=== Records ===
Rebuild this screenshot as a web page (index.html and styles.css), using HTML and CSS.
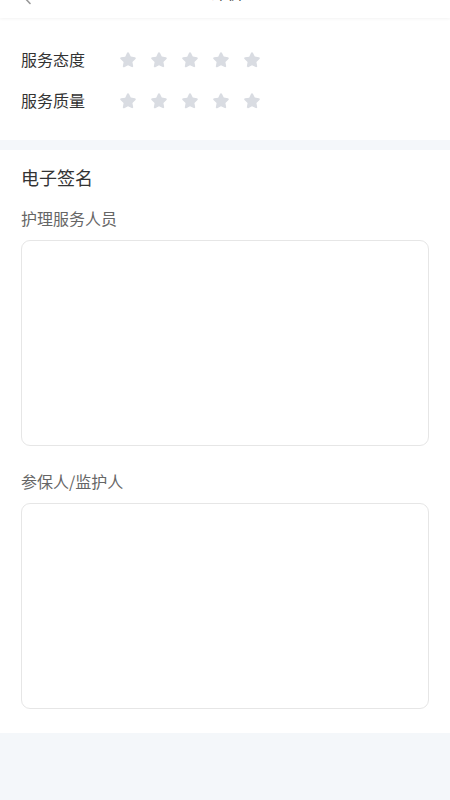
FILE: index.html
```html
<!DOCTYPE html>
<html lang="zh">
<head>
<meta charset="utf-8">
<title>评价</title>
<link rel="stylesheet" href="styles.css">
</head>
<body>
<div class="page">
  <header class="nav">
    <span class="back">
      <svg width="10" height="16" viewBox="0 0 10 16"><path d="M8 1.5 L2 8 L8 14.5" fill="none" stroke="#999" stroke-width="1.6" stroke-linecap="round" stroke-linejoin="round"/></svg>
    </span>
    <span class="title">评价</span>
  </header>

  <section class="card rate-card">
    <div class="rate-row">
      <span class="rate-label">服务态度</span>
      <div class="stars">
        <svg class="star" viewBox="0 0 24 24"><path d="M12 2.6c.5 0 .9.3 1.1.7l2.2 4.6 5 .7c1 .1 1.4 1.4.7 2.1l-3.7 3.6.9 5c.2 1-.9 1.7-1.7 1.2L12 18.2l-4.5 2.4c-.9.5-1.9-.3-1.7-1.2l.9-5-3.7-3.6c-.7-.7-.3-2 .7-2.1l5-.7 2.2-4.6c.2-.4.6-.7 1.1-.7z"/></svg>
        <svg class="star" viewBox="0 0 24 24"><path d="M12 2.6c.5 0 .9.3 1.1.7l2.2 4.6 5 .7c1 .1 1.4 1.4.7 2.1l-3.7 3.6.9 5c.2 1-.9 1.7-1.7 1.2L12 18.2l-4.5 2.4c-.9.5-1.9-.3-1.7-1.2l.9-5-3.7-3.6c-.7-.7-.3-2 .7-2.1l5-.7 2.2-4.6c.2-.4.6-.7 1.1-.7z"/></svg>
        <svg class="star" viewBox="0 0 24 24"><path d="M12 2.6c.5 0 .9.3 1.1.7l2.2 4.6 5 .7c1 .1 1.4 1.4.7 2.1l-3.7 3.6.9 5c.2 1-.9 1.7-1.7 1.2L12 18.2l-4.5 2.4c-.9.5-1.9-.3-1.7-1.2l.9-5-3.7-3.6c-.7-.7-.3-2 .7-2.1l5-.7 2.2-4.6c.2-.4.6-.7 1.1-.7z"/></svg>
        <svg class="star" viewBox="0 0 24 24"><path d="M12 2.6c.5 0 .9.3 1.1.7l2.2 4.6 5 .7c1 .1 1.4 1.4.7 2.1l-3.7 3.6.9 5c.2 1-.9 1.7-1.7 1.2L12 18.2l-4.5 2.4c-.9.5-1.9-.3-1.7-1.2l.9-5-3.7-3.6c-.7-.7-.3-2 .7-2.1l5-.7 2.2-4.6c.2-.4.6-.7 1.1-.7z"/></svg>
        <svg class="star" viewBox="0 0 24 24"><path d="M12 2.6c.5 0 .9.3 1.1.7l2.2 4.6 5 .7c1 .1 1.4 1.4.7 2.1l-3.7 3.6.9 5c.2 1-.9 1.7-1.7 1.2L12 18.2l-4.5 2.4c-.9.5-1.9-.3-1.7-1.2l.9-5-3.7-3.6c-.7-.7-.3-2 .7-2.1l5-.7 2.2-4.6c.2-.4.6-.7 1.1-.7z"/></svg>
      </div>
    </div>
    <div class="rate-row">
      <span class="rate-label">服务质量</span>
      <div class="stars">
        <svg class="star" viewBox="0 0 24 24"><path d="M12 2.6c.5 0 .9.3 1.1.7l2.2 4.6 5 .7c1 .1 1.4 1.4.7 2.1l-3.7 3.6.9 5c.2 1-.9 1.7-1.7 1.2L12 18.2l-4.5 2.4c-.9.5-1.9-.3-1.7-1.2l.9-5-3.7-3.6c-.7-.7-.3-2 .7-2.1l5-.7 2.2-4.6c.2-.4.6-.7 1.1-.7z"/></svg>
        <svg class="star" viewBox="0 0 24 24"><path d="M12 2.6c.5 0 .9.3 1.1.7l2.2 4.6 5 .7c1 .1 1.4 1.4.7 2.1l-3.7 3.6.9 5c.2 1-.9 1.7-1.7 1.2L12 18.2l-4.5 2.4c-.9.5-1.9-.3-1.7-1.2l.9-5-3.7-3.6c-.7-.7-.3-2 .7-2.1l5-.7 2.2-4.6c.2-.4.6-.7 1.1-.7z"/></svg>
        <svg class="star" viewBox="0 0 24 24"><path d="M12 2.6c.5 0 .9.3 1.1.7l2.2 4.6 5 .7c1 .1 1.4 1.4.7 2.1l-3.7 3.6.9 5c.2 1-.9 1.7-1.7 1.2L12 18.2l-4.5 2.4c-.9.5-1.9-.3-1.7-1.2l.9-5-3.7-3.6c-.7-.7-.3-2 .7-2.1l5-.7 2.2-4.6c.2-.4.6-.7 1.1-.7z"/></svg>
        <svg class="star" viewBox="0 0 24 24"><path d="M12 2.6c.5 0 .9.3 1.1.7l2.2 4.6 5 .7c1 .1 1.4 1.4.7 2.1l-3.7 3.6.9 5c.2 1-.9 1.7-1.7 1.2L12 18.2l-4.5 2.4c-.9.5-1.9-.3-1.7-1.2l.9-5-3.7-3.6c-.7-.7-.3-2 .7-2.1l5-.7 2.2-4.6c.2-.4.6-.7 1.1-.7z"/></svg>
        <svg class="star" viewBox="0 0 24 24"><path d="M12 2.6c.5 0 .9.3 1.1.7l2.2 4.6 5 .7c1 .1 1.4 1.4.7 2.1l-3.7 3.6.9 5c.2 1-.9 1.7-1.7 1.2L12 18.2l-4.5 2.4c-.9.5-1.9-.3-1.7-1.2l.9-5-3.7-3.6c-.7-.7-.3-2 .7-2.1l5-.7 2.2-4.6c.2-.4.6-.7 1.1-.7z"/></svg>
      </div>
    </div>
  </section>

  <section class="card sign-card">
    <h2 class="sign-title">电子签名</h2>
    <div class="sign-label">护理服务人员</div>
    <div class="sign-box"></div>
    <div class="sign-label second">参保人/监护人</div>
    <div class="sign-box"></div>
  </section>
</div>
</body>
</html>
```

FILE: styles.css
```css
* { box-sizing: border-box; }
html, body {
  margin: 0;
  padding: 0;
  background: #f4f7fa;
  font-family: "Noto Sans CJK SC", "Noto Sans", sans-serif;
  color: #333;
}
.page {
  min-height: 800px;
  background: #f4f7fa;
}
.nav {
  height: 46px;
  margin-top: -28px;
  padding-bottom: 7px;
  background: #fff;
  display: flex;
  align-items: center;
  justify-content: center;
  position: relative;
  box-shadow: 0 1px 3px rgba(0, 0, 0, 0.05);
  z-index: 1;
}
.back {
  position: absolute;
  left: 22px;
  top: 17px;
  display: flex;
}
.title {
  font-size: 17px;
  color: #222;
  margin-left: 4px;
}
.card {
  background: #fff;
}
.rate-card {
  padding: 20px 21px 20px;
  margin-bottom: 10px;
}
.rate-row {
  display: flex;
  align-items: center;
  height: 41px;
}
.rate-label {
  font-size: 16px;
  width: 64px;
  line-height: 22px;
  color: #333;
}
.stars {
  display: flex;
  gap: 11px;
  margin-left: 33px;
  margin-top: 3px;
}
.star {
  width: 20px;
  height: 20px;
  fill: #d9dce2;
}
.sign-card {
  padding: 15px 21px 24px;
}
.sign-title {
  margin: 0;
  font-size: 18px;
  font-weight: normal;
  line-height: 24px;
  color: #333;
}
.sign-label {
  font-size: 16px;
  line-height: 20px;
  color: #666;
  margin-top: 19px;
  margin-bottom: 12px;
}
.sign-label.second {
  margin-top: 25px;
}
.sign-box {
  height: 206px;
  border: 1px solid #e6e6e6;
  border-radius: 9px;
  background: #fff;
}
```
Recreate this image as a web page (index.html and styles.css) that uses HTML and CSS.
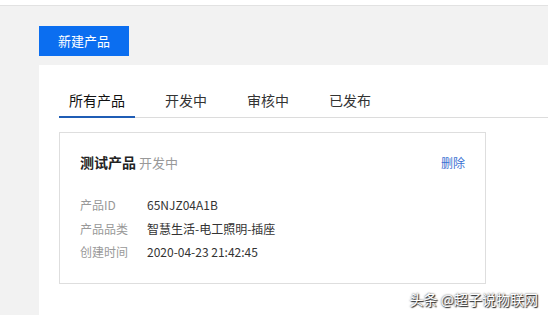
===
**What to work on**
All of the entries above should be copied exactly, except for the pictures.

**The output**
Rebuild this screenshot as a web page (index.html and styles.css), using HTML and CSS.
FILE: index.html
```html
<!DOCTYPE html>
<html lang="zh">
<head>
<meta charset="utf-8">
<title>评价</title>
<link rel="stylesheet" href="styles.css">
</head>
<body>
<div class="page">
  <header class="nav">
    <span class="back">
      <svg width="10" height="16" viewBox="0 0 10 16"><path d="M8 1.5 L2 8 L8 14.5" fill="none" stroke="#999" stroke-width="1.6" stroke-linecap="round" stroke-linejoin="round"/></svg>
    </span>
    <span class="title">评价</span>
  </header>

  <section class="card rate-card">
    <div class="rate-row">
      <span class="rate-label">服务态度</span>
      <div class="stars">
        <svg class="star" viewBox="0 0 24 24"><path d="M12 2.6c.5 0 .9.3 1.1.7l2.2 4.6 5 .7c1 .1 1.4 1.4.7 2.1l-3.7 3.6.9 5c.2 1-.9 1.7-1.7 1.2L12 18.2l-4.5 2.4c-.9.5-1.9-.3-1.7-1.2l.9-5-3.7-3.6c-.7-.7-.3-2 .7-2.1l5-.7 2.2-4.6c.2-.4.6-.7 1.1-.7z"/></svg>
        <svg class="star" viewBox="0 0 24 24"><path d="M12 2.6c.5 0 .9.3 1.1.7l2.2 4.6 5 .7c1 .1 1.4 1.4.7 2.1l-3.7 3.6.9 5c.2 1-.9 1.7-1.7 1.2L12 18.2l-4.5 2.4c-.9.5-1.9-.3-1.7-1.2l.9-5-3.7-3.6c-.7-.7-.3-2 .7-2.1l5-.7 2.2-4.6c.2-.4.6-.7 1.1-.7z"/></svg>
        <svg class="star" viewBox="0 0 24 24"><path d="M12 2.6c.5 0 .9.3 1.1.7l2.2 4.6 5 .7c1 .1 1.4 1.4.7 2.1l-3.7 3.6.9 5c.2 1-.9 1.7-1.7 1.2L12 18.2l-4.5 2.4c-.9.5-1.9-.3-1.7-1.2l.9-5-3.7-3.6c-.7-.7-.3-2 .7-2.1l5-.7 2.2-4.6c.2-.4.6-.7 1.1-.7z"/></svg>
        <svg class="star" viewBox="0 0 24 24"><path d="M12 2.6c.5 0 .9.3 1.1.7l2.2 4.6 5 .7c1 .1 1.4 1.4.7 2.1l-3.7 3.6.9 5c.2 1-.9 1.7-1.7 1.2L12 18.2l-4.5 2.4c-.9.5-1.9-.3-1.7-1.2l.9-5-3.7-3.6c-.7-.7-.3-2 .7-2.1l5-.7 2.2-4.6c.2-.4.6-.7 1.1-.7z"/></svg>
        <svg class="star" viewBox="0 0 24 24"><path d="M12 2.6c.5 0 .9.3 1.1.7l2.2 4.6 5 .7c1 .1 1.4 1.4.7 2.1l-3.7 3.6.9 5c.2 1-.9 1.7-1.7 1.2L12 18.2l-4.5 2.4c-.9.5-1.9-.3-1.7-1.2l.9-5-3.7-3.6c-.7-.7-.3-2 .7-2.1l5-.7 2.2-4.6c.2-.4.6-.7 1.1-.7z"/></svg>
      </div>
    </div>
    <div class="rate-row">
      <span class="rate-label">服务质量</span>
      <div class="stars">
        <svg class="star" viewBox="0 0 24 24"><path d="M12 2.6c.5 0 .9.3 1.1.7l2.2 4.6 5 .7c1 .1 1.4 1.4.7 2.1l-3.7 3.6.9 5c.2 1-.9 1.7-1.7 1.2L12 18.2l-4.5 2.4c-.9.5-1.9-.3-1.7-1.2l.9-5-3.7-3.6c-.7-.7-.3-2 .7-2.1l5-.7 2.2-4.6c.2-.4.6-.7 1.1-.7z"/></svg>
        <svg class="star" viewBox="0 0 24 24"><path d="M12 2.6c.5 0 .9.3 1.1.7l2.2 4.6 5 .7c1 .1 1.4 1.4.7 2.1l-3.7 3.6.9 5c.2 1-.9 1.7-1.7 1.2L12 18.2l-4.5 2.4c-.9.5-1.9-.3-1.7-1.2l.9-5-3.7-3.6c-.7-.7-.3-2 .7-2.1l5-.7 2.2-4.6c.2-.4.6-.7 1.1-.7z"/></svg>
        <svg class="star" viewBox="0 0 24 24"><path d="M12 2.6c.5 0 .9.3 1.1.7l2.2 4.6 5 .7c1 .1 1.4 1.4.7 2.1l-3.7 3.6.9 5c.2 1-.9 1.7-1.7 1.2L12 18.2l-4.5 2.4c-.9.5-1.9-.3-1.7-1.2l.9-5-3.7-3.6c-.7-.7-.3-2 .7-2.1l5-.7 2.2-4.6c.2-.4.6-.7 1.1-.7z"/></svg>
        <svg class="star" viewBox="0 0 24 24"><path d="M12 2.6c.5 0 .9.3 1.1.7l2.2 4.6 5 .7c1 .1 1.4 1.4.7 2.1l-3.7 3.6.9 5c.2 1-.9 1.7-1.7 1.2L12 18.2l-4.5 2.4c-.9.5-1.9-.3-1.7-1.2l.9-5-3.7-3.6c-.7-.7-.3-2 .7-2.1l5-.7 2.2-4.6c.2-.4.6-.7 1.1-.7z"/></svg>
        <svg class="star" viewBox="0 0 24 24"><path d="M12 2.6c.5 0 .9.3 1.1.7l2.2 4.6 5 .7c1 .1 1.4 1.4.7 2.1l-3.7 3.6.9 5c.2 1-.9 1.7-1.7 1.2L12 18.2l-4.5 2.4c-.9.5-1.9-.3-1.7-1.2l.9-5-3.7-3.6c-.7-.7-.3-2 .7-2.1l5-.7 2.2-4.6c.2-.4.6-.7 1.1-.7z"/></svg>
      </div>
    </div>
  </section>

  <section class="card sign-card">
    <h2 class="sign-title">电子签名</h2>
    <div class="sign-label">护理服务人员</div>
    <div class="sign-box"></div>
    <div class="sign-label second">参保人/监护人</div>
    <div class="sign-box"></div>
  </section>
</div>
</body>
</html>
```

FILE: styles.css
```css
* { box-sizing: border-box; }
html, body {
  margin: 0;
  padding: 0;
  background: #f4f7fa;
  font-family: "Noto Sans CJK SC", "Noto Sans", sans-serif;
  color: #333;
}
.page {
  min-height: 800px;
  background: #f4f7fa;
}
.nav {
  height: 46px;
  margin-top: -28px;
  padding-bottom: 7px;
  background: #fff;
  display: flex;
  align-items: center;
  justify-content: center;
  position: relative;
  box-shadow: 0 1px 3px rgba(0, 0, 0, 0.05);
  z-index: 1;
}
.back {
  position: absolute;
  left: 22px;
  top: 17px;
  display: flex;
}
.title {
  font-size: 17px;
  color: #222;
  margin-left: 4px;
}
.card {
  background: #fff;
}
.rate-card {
  padding: 20px 21px 20px;
  margin-bottom: 10px;
}
.rate-row {
  display: flex;
  align-items: center;
  height: 41px;
}
.rate-label {
  font-size: 16px;
  width: 64px;
  line-height: 22px;
  color: #333;
}
.stars {
  display: flex;
  gap: 11px;
  margin-left: 33px;
  margin-top: 3px;
}
.star {
  width: 20px;
  height: 20px;
  fill: #d9dce2;
}
.sign-card {
  padding: 15px 21px 24px;
}
.sign-title {
  margin: 0;
  font-size: 18px;
  font-weight: normal;
  line-height: 24px;
  color: #333;
}
.sign-label {
  font-size: 16px;
  line-height: 20px;
  color: #666;
  margin-top: 19px;
  margin-bottom: 12px;
}
.sign-label.second {
  margin-top: 25px;
}
.sign-box {
  height: 206px;
  border: 1px solid #e6e6e6;
  border-radius: 9px;
  background: #fff;
}
```
Recreate this image as a web page (index.html and styles.css) that uses HTML and CSS.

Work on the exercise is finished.